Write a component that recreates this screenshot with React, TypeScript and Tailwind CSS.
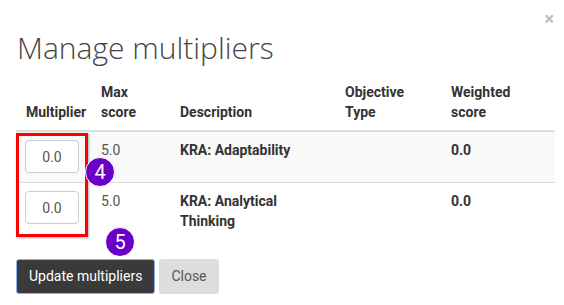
import React from 'react';

interface Row {
  maxScore: string;
  description: string;
  weighted: string;
}

const rows: Row[] = [
  { maxScore: '5.0', description: 'KRA: Adaptability', weighted: '0.0' },
  { maxScore: '5.0', description: 'KRA: Analytical Thinking', weighted: '0.0' },
];

const Badge: React.FC<{ n: number; className: string }> = ({ n, className }) => (
  <div
    className={`absolute w-[30px] h-[30px] rounded-full bg-[#6a00c8] border border-white text-white flex items-center justify-center text-[20px] leading-none ${className}`}
  >
    {n}
  </div>
);

export default function App() {
  return (
    <div className="relative w-[564px] h-[305px] bg-white overflow-hidden font-['Roboto',sans-serif] text-[14px] text-[#333]">
      <button className="absolute right-[10px] top-[10px] text-[#c0c0c0] text-[18px] leading-none font-bold">
        ×
      </button>

      <div className="px-4 pt-[28px]">
        <h1 className="font-['Open_Sans',sans-serif] font-light text-[30px] leading-[40px] text-[#444] ml-[1px]">
          Manage multipliers
        </h1>

        <table className="mt-[6px] w-[539px] border-collapse table-fixed">
          <colgroup>
            <col className="w-[77px]" />
            <col className="w-[79px]" />
            <col className="w-[165px]" />
            <col className="w-[106px]" />
            <col className="w-[112px]" />
          </colgroup>
          <thead>
            <tr className="border-b-2 border-[#ddd] text-left align-bottom">
              <th className="pl-[10px] pr-1 py-2 font-bold leading-5">Multiplier</th>
              <th className="px-2 py-2 font-bold leading-5">Max score</th>
              <th className="px-2 py-2 font-bold leading-5">Description</th>
              <th className="px-2 py-2 font-bold leading-5">Objective Type</th>
              <th className="px-2 py-2 font-bold leading-5">Weighted score</th>
            </tr>
          </thead>
          <tbody>
            {rows.map((row, i) => (
              <tr key={i} className={`align-top leading-5 ${i === 0 ? 'bg-[#f9f9f9] border-b border-[#ddd]' : ''}`}>
                <td className="pl-[9px] pr-1 pt-2 pb-[9px]">
                  <input
                    readOnly
                    value="0.0"
                    className="w-[54px] h-[33px] border border-[#ccc] rounded-[4px] bg-white text-center text-[#555] text-[14px] outline-none"
                  />
                </td>
                <td className="px-2 py-2 text-[#555]">{row.maxScore}</td>
                <td className="px-2 py-2 font-bold">{row.description}</td>
                <td className="px-2 py-2"></td>
                <td className="px-2 py-2 font-bold">{row.weighted}</td>
              </tr>
            ))}
          </tbody>
        </table>

        <div className="mt-[20px] flex gap-1">
          <button className="h-[35px] px-[12px] rounded-[3px] bg-[#3a3a3a] border border-[#8ab4e8] text-white text-[14px]">
            Update multipliers
          </button>
          <button className="h-[35px] px-[12px] rounded-[3px] bg-[#ddd] text-[#555] text-[14px]">
            Close
          </button>
        </div>
      </div>

      {/* annotation overlays */}
      <div className="absolute left-[16px] top-[133px] w-[72px] h-[104px] border-[3px] border-[#f00] shadow-[1px_1px_2px_rgba(0,0,0,0.3)]" />
      <Badge n={4} className="left-[85px] top-[157px]" />
      <Badge n={5} className="left-[105px] top-[227px]" />
    </div>
  );
}
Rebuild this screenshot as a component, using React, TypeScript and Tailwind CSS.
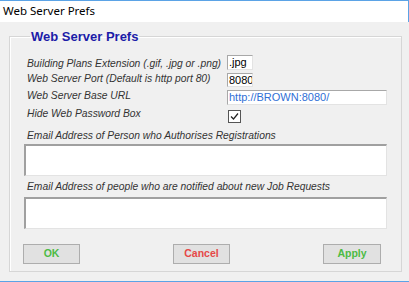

Your task ▸ Look through the entries and return every line where "TypeScript" appears.

The result ▸
Write a component that recreates this screenshot with React, TypeScript and Tailwind CSS.
Rebuild this screenshot as a component, using React, TypeScript and Tailwind CSS.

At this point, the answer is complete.